» Your instructions
Search the material for the word "React" and copy each line that holds it.
===== Source data =====
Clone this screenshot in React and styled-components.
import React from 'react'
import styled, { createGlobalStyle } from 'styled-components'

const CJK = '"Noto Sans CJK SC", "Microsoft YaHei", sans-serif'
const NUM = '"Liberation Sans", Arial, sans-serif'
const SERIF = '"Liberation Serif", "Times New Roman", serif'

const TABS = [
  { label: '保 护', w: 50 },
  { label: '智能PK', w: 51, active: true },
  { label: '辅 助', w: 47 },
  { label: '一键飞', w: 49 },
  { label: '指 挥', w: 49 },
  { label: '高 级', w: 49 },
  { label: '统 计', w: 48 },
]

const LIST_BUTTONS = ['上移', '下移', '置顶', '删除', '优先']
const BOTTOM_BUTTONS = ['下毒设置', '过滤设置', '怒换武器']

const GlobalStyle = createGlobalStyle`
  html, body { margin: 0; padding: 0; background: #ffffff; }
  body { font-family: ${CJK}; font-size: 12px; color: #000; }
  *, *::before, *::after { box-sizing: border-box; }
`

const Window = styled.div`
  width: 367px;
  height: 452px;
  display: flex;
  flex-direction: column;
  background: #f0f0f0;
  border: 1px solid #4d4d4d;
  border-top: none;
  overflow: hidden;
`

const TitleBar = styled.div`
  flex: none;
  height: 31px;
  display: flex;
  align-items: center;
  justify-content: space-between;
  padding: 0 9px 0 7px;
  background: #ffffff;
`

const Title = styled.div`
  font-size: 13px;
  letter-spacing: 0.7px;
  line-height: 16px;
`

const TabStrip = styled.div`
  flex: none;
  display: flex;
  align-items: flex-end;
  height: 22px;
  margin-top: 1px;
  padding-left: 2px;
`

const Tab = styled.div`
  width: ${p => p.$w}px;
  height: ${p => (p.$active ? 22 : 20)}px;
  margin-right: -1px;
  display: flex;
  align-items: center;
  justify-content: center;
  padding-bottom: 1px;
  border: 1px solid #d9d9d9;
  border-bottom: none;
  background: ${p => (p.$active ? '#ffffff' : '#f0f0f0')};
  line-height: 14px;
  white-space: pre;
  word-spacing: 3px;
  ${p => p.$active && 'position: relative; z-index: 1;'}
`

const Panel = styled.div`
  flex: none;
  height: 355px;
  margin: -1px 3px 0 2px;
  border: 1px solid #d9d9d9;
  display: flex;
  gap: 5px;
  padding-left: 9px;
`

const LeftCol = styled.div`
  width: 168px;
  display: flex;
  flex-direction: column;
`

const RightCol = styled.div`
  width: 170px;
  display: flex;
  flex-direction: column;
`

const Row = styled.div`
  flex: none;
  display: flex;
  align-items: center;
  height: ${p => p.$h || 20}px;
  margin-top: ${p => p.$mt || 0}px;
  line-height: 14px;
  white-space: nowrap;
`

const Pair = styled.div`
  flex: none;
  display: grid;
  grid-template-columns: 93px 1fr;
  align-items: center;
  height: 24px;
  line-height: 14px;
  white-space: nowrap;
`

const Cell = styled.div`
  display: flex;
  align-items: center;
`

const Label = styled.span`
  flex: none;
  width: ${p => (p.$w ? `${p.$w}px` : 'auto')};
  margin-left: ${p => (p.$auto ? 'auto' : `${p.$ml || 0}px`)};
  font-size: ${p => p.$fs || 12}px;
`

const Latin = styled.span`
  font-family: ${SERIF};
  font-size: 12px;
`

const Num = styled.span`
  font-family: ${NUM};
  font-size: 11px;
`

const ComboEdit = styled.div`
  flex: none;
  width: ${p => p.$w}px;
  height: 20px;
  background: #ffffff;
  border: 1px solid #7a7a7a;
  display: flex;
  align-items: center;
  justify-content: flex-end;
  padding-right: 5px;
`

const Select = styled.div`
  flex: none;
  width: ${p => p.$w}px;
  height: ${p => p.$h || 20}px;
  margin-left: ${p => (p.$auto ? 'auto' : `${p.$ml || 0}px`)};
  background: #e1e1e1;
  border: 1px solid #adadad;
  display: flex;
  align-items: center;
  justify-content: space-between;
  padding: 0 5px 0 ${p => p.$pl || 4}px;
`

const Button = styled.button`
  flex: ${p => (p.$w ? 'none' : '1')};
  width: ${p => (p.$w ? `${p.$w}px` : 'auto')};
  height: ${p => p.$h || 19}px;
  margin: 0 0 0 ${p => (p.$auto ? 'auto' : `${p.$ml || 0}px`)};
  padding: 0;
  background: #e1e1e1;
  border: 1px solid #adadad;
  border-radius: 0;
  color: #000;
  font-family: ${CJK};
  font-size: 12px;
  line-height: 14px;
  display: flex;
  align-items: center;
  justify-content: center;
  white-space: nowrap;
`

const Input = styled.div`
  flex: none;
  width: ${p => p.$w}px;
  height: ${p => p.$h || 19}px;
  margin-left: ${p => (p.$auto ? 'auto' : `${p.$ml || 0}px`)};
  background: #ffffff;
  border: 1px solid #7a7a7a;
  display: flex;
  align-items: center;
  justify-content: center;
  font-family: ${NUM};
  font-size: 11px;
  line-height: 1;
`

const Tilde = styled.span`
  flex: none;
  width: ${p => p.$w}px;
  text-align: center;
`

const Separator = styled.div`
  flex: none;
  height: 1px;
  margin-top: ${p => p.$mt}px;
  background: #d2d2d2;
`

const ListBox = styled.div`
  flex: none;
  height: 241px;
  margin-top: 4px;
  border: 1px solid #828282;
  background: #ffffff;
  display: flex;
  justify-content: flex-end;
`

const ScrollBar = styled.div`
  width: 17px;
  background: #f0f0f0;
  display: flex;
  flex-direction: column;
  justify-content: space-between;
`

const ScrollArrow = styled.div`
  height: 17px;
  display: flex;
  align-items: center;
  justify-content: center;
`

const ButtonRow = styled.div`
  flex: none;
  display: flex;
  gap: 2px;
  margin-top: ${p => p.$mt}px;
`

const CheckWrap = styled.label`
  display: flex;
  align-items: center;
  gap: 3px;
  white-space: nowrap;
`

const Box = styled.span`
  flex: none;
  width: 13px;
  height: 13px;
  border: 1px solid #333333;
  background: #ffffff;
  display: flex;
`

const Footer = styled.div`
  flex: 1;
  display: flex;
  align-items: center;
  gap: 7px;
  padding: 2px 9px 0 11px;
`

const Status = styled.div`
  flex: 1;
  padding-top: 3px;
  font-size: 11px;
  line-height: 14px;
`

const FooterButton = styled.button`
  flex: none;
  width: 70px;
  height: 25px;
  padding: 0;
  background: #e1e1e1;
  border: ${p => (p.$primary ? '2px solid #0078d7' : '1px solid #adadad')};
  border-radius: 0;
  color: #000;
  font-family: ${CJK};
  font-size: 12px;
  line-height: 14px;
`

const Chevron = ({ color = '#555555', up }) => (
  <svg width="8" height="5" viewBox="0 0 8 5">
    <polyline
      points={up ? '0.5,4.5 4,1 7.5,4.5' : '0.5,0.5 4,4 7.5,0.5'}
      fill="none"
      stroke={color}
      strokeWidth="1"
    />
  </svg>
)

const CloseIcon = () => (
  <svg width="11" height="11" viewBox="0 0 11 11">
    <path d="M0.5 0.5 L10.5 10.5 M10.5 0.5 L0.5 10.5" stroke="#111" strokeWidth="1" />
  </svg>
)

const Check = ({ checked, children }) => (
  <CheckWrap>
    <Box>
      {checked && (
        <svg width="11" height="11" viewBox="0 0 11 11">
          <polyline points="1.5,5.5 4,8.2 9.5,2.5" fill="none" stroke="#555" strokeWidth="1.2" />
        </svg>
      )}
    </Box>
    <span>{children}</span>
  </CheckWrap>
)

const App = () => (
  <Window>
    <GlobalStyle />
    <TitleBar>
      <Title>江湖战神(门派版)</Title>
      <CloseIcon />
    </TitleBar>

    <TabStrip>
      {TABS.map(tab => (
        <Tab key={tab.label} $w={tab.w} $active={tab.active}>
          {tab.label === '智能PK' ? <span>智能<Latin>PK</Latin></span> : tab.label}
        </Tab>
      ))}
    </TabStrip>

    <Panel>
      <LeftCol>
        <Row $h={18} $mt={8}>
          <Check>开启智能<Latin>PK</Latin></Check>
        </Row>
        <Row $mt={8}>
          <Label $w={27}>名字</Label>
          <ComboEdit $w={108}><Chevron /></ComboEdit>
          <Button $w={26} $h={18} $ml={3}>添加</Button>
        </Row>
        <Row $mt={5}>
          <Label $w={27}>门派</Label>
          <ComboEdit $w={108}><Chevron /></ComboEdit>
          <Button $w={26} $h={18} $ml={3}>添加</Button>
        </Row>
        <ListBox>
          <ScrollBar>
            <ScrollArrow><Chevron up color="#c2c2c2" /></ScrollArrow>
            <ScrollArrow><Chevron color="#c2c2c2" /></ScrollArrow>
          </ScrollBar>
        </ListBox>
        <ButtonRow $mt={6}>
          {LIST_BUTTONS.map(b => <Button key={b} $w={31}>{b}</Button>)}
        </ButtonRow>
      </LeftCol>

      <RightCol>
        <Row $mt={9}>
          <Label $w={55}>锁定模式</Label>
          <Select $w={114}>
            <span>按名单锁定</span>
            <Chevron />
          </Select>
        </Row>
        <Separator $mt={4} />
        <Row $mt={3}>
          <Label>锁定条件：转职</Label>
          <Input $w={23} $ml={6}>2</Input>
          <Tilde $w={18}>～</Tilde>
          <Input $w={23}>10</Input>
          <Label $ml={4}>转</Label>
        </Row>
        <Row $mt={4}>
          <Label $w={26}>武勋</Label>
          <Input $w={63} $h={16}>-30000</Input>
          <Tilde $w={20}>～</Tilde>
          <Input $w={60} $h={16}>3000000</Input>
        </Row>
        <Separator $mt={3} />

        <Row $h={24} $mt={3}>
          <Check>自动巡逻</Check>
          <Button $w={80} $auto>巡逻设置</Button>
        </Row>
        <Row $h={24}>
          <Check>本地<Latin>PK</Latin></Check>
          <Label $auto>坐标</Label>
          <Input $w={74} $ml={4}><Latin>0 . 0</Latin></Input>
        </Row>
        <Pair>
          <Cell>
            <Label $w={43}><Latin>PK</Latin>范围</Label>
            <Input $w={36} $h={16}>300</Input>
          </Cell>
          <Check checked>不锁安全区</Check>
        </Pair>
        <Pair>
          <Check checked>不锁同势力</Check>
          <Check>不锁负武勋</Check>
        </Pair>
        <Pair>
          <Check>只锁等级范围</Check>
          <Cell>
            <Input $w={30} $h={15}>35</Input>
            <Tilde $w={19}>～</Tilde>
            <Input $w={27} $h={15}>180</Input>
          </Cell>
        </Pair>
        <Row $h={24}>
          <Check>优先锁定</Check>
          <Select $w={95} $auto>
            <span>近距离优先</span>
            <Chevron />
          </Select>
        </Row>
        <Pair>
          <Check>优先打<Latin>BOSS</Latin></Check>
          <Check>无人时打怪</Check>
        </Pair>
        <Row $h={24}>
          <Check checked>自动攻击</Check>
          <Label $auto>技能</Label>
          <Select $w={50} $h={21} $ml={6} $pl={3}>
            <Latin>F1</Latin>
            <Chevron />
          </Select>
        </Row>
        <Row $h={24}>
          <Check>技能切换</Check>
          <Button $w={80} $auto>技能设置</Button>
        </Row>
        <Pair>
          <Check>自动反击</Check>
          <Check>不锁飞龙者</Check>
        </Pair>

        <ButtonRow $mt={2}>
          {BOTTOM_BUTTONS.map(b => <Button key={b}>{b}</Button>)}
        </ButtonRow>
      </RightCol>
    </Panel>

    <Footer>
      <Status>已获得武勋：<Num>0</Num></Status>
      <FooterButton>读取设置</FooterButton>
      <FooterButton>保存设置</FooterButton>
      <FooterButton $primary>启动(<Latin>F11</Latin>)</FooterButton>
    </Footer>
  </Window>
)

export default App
=====
» Right answer
Clone this screenshot in React and styled-components.
import React from 'react'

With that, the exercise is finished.